A new data-privacy bill will be on this year’s California ballot: the California Privacy Rights Act, or CPRA. It was proposed by San Francisco real estate developer Alistair Mactaggart—the man you could say is responsible for the CCPA. Mactaggart believes that, since the CCPA’s passage, “some of the world’s largest companies have actively and explicitly prioritized weakening [it],” and that “technological tools have [since] evolved in ways that exploit a consumer’s data with potentially dangerous consequences.” The CPRA, would, among other things:

  • Create new rights around the use and sale of sensitive personal information, such as health and financial information, sexual orientation, and race.
  • Let consumers tell companies not to track them closer than a circle almost three-quarters of a mile across, for the purposes of targeting them with ads.
  • Provide enhanced protection for violations of children’s privacy by tripling CCPA’s fines for breaking the law governing the sale of children’s private information.

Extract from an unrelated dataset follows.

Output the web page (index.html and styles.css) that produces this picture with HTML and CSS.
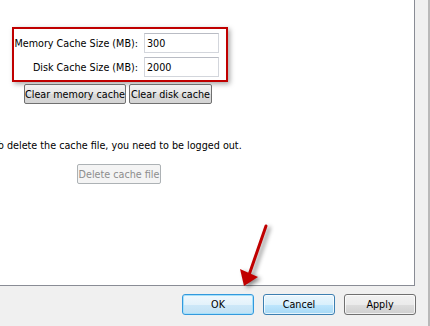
FILE: index.html
```html
<!DOCTYPE html>
<html>
<head>
<meta charset="utf-8">
<link rel="stylesheet" href="styles.css">
</head>
<body>
<div class="window">
  <div class="panel">
    <div class="cachebox">
      <label class="lbl">Memory Cache Size (MB):</label>
      <input class="field" type="text" value="300">
      <label class="lbl">Disk Cache Size (MB):</label>
      <input class="field" type="text" value="2000">
    </div>
    <div class="clearrow">
      <button class="btn-old btn-mem">Clear memory cache</button>
      <button class="btn-old btn-disk">Clear disk cache</button>
    </div>
    <p class="note">To delete the cache file, you need to be logged out.</p>
    <button class="btn-old btn-delete" disabled>Delete cache file</button>
  </div>
  <div class="footer">
    <button class="btn btn-ok">OK</button>
    <button class="btn btn-cancel">Cancel</button>
    <button class="btn btn-apply">Apply</button>
  </div>
  <svg class="arrow" width="40" height="70" viewBox="0 0 40 70">
    <line x1="30" y1="3" x2="13" y2="52" stroke="#c00000" stroke-width="3" stroke-linecap="round"/>
    <polygon points="4,46 22,54 8,63" fill="#c00000"/>
  </svg>
</div>
</body>
</html>
```
FILE: styles.css
```css
html, body {
  margin: 0;
  padding: 0;
}
body {
  width: 430px;
  height: 326px;
  overflow: hidden;
  background: #f0f0f0;
  font-family: "DejaVu Sans Condensed", "DejaVu Sans", sans-serif;
  font-size: 10.7px;
  color: #000;
}
.window {
  position: relative;
  width: 428px;
  height: 326px;
  border-right: 2px solid #b9b9b9;
  background: #f0f0f0;
}
.panel {
  width: 414px;
  height: 285px;
  background: #fff;
  border-right: 1px solid #898c95;
  border-bottom: 1px solid #898c95;
  overflow: hidden;
  display: flex;
  flex-direction: column;
  align-items: flex-start;
}
.cachebox {
  margin: 27px 0 0 12px;
  border: 2px solid #c00000;
  padding: 4px 7px 3px 0;
  display: grid;
  grid-template-columns: 126px 75px;
  column-gap: 4px;
  row-gap: 4px;
  align-items: center;
  box-shadow: 2px 2px 5px rgba(0,0,0,0.35);
}
.lbl {
  text-align: right;
  padding-right: 2px;
  white-space: nowrap;
}
.field {
  box-sizing: border-box;
  width: 75px;
  height: 20px;
  margin: 0;
  border: 1px solid #d3d6dc;
  border-top-color: #b9bcc4;
  padding: 1px 2px;
  font: inherit;
  color: #000;
  background: #fff;
}
.clearrow {
  display: flex;
  gap: 3px;
  margin: 2px 0 0 24px;
}
.btn-old {
  box-sizing: border-box;
  height: 20px;
  margin: 0;
  padding: 0;
  font: inherit;
  color: #000;
  border: 1px solid #707070;
  border-radius: 2px;
  background: linear-gradient(#f2f2f2, #e6e6e6 50%, #dadada 51%, #d4d4d4);
  white-space: nowrap;
}
.btn-mem { width: 102px; }
.btn-disk { width: 83px; }
.note {
  margin: 35px 0 0 -6px;
  line-height: 14px;
  white-space: nowrap;
}
.btn-delete {
  margin: 11px 0 0 77px;
  width: 84px;
  height: 20px;
  color: #8d8d8d;
  border-color: #adb2b5;
  background: #f4f4f4;
}
.footer {
  display: flex;
  justify-content: flex-end;
  gap: 9px;
  padding: 8px 12px 0 0;
}
.btn {
  box-sizing: border-box;
  width: 72px;
  height: 21px;
  margin: 0;
  padding: 0;
  font: inherit;
  color: #000;
  border-radius: 3px;
  border: 1px solid #707070;
  background: linear-gradient(#f2f2f2, #ebebeb 50%, #dddddd 51%, #cfcfcf);
  box-shadow: inset 0 0 0 1px rgba(255,255,255,0.7);
}
.btn-ok {
  border-color: #3399dd;
  background: linear-gradient(#f0f8fd, #e3f2fb 50%, #cde8f8 51%, #c2e1f4);
  box-shadow: inset 0 0 0 1px #a6e0fa;
}
.btn-cancel {
  border-color: #3c7fb1;
  background: linear-gradient(#eaf6fd, #d9f0fc 50%, #bee6fd 51%, #a7d9f5);
}
.arrow {
  position: absolute;
  left: 236px;
  top: 223px;
  overflow: visible;
  filter: drop-shadow(3px 2px 2px rgba(0,0,0,0.45));
}
```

  • Require transparency around automated decision-making and profiling, so consumers can know how algorithms are evaluating them in numerous ways.
  • Establish a new authority to protect these rights, the California Privacy Protection Agency, which would enforce the law and provide necessary guidance to industry and consumers.

For now, though, businesses are busy enough wrapping their heads around the CCPA. But Star will keep you up to speed as we get closer to the July 1 CCPA enforcement date and the November vote on CPRA.